Thankfully, Resurrected doesn’t toy with Destroyer’s emotional heart, which has always been laid bare on the album’s second half. The first three songs on side two are all about setting the world on fire, driving you insane and shouting it out loud. Ezrin wisely didn’t overly futz with the mix here, so those sentiments remain intact. But the upgrade makes them sound like they were recorded in 1984 instead of 1976, which gives the impression that these songs were written much later on the KISS timeline. So “Flaming Youth” and “Shout It Out Loud” come off sounding like show-tunes written by a Broadway hack — their angst insincere in the hired hands of someone completely disconnected from the subject matter. And that reduces them to kitschy paeans to the KISS moment, and makes them seem contrived when you need them to be genuine.

But at least the guitars are in the room now — and “Flaming Youth’s” 7/8 break, which always sounded out of place, now seems like a moment of prog-rock awakening from a band that lived in 4/4. The harmony-stacked guitar intro to “Shout It Out Loud” borders on lush, and Simmons’ bass gets a Pro-Tools nudge that makes you remember that it’s actually a THREE-part harmony. “Sweet Pain” is still harmless filler – a naive S&M song with a gospel breakdown. The alternate version at the end of the program offers Ace Frehley’s rejected guitar solo, which is no less pedestrian than the Dick Wagner solo they used on the original. Resurrected again defeats its purpose by shedding light on how KISS was now becoming a “thing” – on how the focus was on the commodity and its marketability.
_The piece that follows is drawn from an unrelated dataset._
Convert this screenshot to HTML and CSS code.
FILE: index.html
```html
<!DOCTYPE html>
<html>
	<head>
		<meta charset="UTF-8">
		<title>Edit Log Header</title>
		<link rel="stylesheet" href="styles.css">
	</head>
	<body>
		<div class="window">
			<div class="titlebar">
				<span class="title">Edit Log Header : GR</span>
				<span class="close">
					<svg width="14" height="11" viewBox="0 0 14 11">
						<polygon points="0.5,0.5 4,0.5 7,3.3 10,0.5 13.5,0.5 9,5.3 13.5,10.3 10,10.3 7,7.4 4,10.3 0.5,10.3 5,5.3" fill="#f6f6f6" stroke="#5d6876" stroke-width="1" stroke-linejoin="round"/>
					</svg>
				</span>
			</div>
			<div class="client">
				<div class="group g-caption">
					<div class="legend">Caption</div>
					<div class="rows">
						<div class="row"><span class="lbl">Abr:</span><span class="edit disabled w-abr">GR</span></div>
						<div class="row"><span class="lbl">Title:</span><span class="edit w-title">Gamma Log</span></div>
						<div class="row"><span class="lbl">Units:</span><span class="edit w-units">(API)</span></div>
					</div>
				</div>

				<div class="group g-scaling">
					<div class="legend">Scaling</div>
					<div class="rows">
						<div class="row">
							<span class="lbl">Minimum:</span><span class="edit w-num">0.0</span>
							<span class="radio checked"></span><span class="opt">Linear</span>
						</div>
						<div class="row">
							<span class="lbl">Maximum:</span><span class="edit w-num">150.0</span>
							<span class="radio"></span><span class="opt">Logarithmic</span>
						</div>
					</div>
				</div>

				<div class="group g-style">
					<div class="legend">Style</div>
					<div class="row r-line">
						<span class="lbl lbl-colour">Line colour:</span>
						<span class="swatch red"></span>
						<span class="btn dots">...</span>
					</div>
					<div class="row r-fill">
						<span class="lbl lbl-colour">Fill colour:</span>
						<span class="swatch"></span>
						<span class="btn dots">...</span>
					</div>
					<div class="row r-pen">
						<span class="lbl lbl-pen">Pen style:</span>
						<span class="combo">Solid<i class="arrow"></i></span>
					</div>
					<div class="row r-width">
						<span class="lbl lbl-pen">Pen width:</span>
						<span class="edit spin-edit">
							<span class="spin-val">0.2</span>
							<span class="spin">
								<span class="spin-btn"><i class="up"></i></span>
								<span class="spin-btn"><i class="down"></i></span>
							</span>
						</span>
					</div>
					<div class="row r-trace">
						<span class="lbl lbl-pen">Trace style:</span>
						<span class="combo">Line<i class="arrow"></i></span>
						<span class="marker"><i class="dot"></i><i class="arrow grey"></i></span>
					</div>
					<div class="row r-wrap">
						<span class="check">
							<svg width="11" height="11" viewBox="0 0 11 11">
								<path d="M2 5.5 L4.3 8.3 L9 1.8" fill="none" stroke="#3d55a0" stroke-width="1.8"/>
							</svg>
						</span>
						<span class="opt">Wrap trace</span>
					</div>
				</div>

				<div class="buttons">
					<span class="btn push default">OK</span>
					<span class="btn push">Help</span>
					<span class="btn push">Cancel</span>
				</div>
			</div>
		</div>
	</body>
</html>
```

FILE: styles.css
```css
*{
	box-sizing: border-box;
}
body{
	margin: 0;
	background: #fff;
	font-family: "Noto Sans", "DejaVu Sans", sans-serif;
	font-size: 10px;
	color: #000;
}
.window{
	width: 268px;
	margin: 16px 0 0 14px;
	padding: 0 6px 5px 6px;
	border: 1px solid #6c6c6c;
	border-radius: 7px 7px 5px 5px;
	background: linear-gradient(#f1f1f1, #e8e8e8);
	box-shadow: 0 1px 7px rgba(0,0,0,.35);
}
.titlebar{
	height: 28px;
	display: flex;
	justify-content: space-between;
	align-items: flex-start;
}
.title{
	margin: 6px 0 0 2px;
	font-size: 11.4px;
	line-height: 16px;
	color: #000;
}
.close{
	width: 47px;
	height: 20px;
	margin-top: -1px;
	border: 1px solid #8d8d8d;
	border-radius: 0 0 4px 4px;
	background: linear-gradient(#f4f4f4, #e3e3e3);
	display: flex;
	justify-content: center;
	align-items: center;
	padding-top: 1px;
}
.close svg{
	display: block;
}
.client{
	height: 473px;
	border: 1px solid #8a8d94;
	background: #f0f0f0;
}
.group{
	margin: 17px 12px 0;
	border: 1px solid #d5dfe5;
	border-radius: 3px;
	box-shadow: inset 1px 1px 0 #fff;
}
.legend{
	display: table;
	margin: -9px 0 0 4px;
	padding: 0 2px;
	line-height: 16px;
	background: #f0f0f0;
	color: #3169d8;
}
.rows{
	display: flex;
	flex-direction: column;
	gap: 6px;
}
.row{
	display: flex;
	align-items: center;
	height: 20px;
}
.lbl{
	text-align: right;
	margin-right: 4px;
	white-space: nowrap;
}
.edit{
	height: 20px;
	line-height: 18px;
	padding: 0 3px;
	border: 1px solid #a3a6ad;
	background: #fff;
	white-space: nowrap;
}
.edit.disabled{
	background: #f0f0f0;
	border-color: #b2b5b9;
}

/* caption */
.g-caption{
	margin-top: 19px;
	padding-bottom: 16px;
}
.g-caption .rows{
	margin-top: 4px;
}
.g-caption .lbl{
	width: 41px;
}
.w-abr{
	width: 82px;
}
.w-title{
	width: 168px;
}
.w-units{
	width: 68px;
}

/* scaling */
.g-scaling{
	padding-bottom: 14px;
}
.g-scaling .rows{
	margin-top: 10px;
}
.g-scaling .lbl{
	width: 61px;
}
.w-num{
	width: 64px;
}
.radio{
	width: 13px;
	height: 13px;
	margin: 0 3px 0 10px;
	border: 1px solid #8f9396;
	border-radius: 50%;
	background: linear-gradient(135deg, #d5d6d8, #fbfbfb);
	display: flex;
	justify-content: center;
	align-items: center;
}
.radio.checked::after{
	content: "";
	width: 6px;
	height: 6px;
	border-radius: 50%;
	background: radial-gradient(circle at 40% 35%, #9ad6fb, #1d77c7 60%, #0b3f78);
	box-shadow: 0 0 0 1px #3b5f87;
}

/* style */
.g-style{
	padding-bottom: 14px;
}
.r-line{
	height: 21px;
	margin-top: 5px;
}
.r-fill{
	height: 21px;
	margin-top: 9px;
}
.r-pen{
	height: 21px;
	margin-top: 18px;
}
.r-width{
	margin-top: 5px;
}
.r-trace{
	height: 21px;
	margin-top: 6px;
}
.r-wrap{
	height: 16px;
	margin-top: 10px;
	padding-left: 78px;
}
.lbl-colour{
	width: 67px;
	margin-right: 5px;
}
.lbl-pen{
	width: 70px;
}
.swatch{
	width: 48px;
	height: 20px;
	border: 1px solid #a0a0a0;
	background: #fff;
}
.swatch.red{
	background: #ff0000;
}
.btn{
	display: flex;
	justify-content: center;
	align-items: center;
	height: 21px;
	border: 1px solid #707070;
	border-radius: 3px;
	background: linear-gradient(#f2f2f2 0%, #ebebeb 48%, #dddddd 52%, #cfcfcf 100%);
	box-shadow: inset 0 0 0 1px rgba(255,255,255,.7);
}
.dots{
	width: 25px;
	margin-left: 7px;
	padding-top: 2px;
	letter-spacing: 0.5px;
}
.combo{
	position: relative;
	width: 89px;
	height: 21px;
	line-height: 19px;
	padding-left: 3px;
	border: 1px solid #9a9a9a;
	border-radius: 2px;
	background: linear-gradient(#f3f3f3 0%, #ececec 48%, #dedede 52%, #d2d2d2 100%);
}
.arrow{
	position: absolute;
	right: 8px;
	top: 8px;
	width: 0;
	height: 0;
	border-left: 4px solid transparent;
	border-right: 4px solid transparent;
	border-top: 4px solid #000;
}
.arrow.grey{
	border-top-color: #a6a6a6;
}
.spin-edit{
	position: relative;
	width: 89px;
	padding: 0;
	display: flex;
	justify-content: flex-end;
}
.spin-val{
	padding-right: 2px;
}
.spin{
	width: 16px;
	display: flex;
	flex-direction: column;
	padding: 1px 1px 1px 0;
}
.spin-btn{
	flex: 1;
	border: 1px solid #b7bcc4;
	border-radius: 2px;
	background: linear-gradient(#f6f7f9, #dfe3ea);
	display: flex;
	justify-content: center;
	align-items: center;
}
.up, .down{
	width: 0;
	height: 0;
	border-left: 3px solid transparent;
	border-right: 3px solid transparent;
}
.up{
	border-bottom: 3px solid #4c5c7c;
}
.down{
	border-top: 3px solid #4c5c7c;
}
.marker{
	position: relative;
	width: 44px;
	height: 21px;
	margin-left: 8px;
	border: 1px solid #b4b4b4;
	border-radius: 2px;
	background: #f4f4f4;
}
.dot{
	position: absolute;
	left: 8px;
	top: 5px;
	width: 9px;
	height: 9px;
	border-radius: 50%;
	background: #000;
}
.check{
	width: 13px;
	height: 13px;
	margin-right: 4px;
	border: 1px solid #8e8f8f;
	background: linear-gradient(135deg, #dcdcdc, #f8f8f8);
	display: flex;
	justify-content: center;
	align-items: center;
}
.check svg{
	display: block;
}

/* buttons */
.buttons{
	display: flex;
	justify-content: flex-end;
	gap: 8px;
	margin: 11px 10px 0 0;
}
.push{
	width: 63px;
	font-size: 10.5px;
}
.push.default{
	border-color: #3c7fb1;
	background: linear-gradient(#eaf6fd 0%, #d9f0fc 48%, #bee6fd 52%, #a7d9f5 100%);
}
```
If nothing else, Ressurected exposes why they never went down the Destroyer path again. In the end, the lunchboxes won out and we got “Tomorrow and Tonight.” And you can make a case that it all started when Ace Frehley’s solos started getting cut.

If the communal, long-haired party anthems on Destroyer were KISS hocking some early spit into punk’s wind, then “Beth” was the loogie heard ‘round the world. Ezrin ran roughshod over the KISS mythology with an over-the-top string arrangement your grandmother would love. Nobody in the band even plays on it. But get this; “Beth” sounds gorgeous, and not at all out of place. It feels like the album actually builds up to “Beth.” Ezrin, obviously protective of his masterstroke, does finally manage to make the experiment pay off – the orchestra has gone from embarrassing to enveloping. Wagner’s acoustic guitar is felt throughout the mix and gently rises up at the end. Peter Criss’s performance is the best vocal on the album – you have to wonder why this guy didn’t sing “Great Expectations.” (That was a trick question. NOBODY should sing “Great Expectations.”)
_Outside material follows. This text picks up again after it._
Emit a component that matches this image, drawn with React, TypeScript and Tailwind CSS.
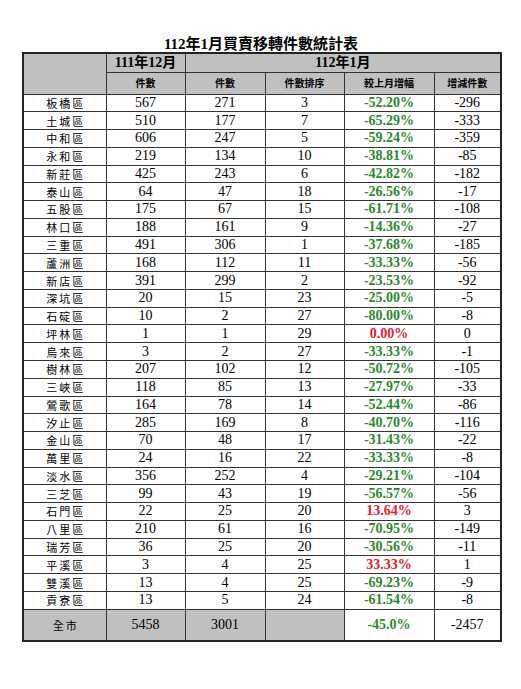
const rows: [string, number, number, number, string, number][] = [
    ['板橋區', 567, 271, 3, '-52.20%', -296],
    ['土城區', 510, 177, 7, '-65.29%', -333],
    ['中和區', 606, 247, 5, '-59.24%', -359],
    ['永和區', 219, 134, 10, '-38.81%', -85],
    ['新莊區', 425, 243, 6, '-42.82%', -182],
    ['泰山區', 64, 47, 18, '-26.56%', -17],
    ['五股區', 175, 67, 15, '-61.71%', -108],
    ['林口區', 188, 161, 9, '-14.36%', -27],
    ['三重區', 491, 306, 1, '-37.68%', -185],
    ['蘆洲區', 168, 112, 11, '-33.33%', -56],
    ['新店區', 391, 299, 2, '-23.53%', -92],
    ['深坑區', 20, 15, 23, '-25.00%', -5],
    ['石碇區', 10, 2, 27, '-80.00%', -8],
    ['坪林區', 1, 1, 29, '0.00%', 0],
    ['烏來區', 3, 2, 27, '-33.33%', -1],
    ['樹林區', 207, 102, 12, '-50.72%', -105],
    ['三峽區', 118, 85, 13, '-27.97%', -33],
    ['鶯歌區', 164, 78, 14, '-52.44%', -86],
    ['汐止區', 285, 169, 8, '-40.70%', -116],
    ['金山區', 70, 48, 17, '-31.43%', -22],
    ['萬里區', 24, 16, 22, '-33.33%', -8],
    ['淡水區', 356, 252, 4, '-29.21%', -104],
    ['三芝區', 99, 43, 19, '-56.57%', -56],
    ['石門區', 22, 25, 20, '13.64%', 3],
    ['八里區', 210, 61, 16, '-70.95%', -149],
    ['瑞芳區', 36, 25, 20, '-30.56%', -11],
    ['平溪區', 3, 4, 25, '33.33%', 1],
    ['雙溪區', 13, 4, 25, '-69.23%', -9],
    ['貢寮區', 13, 5, 24, '-61.54%', -8],
]

const serif = "font-['Liberation_Serif','Noto_Sans_CJK_TC',serif]"
const cell = 'border border-[#333] text-center p-0'
const name = "text-[11px] tracking-[2px] pl-[2px] font-['Noto_Sans_CJK_TC',serif]"

export default function App() {
    return (
        <div className={`w-[521px] h-[689px] bg-white pt-[36px] pl-[22px] ${serif} text-black`}>
            <h1 className="w-[478px] text-center font-bold text-[15px] leading-[16px] h-[16px]">112年1月買賣移轉件數統計表</h1>
            <table className="w-[478px] table-fixed border-collapse border-2 border-[#222] text-[14px]">
                <colgroup>
                    <col className="w-[83px]" />
                    <col className="w-[79px]" />
                    <col className="w-[80px]" />
                    <col className="w-[79px]" />
                    <col className="w-[90px]" />
                    <col className="w-[67px]" />
                </colgroup>
                <thead>
                    <tr className="h-[19px] bg-[#c0c0c0] font-bold">
                        <th rowSpan={2} className={cell}></th>
                        <th className={`${cell} text-[14px] leading-[16px]`}>111年12月</th>
                        <th colSpan={4} className={`${cell} text-[14px] leading-[16px]`}>112年1月</th>
                    </tr>
                    <tr className="h-[22px] bg-[#c0c0c0] text-[10px] font-bold">
                        <th className={cell}>件數</th>
                        <th className={cell}>件數</th>
                        <th className={cell}>件數排序</th>
                        <th className={cell}>較上月增幅</th>
                        <th className={cell}>增減件數</th>
                    </tr>
                </thead>
                <tbody>
                    {rows.map(([district, dec, jan, rank, pct, diff]) => (
                        <tr key={district} className="h-[17.78px] leading-[16px]">
                            <td className={`${cell} ${name}`}>{district}</td>
                            <td className={cell}>{dec}</td>
                            <td className={cell}>{jan}</td>
                            <td className={cell}>{rank}</td>
                            <td className={`${cell} font-bold ${pct.startsWith('-') ? 'text-[#2a8a2a]' : 'text-[#e0202a]'}`}>{pct}</td>
                            <td className={cell}>{diff}</td>
                        </tr>
                    ))}
                    <tr className="h-[32px]">
                        <td className={`${cell} bg-[#c0c0c0] ${name}`}>全市</td>
                        <td className={`${cell} bg-[#c0c0c0]`}>5458</td>
                        <td className={`${cell} bg-[#c0c0c0]`}>3001</td>
                        <td className={`${cell} bg-[#c0c0c0]`}></td>
                        <td className={`${cell} font-bold text-[#2a8a2a]`}>-45.0%</td>
                        <td className={cell}>-2457</td>
                    </tr>
                </tbody>
            </table>
        </div>
    )
}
Closer “Do You Love Me” does little to dispel the feeling that the entire second half of Destroyerwas some lame attempt at rock theater. It ends the album on a note of such narcissism it makes you wish for my aforementioned alternate ending. At least it would have been symbolic, because the KISS that everyone knew up to that point was about to be smeared across the pavement by a speeding tractor-trailer full of KISS merch.

Destroyer was a divisive record for KISS. It won and lost them fans, both for obvious reasons. It gave them their biggest hit single in their most uncharacteristic song. It sowed the seeds for Ace Frehley’s increasing dispensability. It also signaled a sea-change in the band’s musical charter. Their next two albums were Eddie Kramer-produced carbon copies of each other – and both were devoid of ambition. They were cookie-cutter crotch-rock and served mostly as the backing music to KISS’s quest for global domination through touring and merchandising. They are not culturally significant and produced one moderate hit single.

They’re also much beloved, sound like shit and are in dire need of remixing. There, someone complained.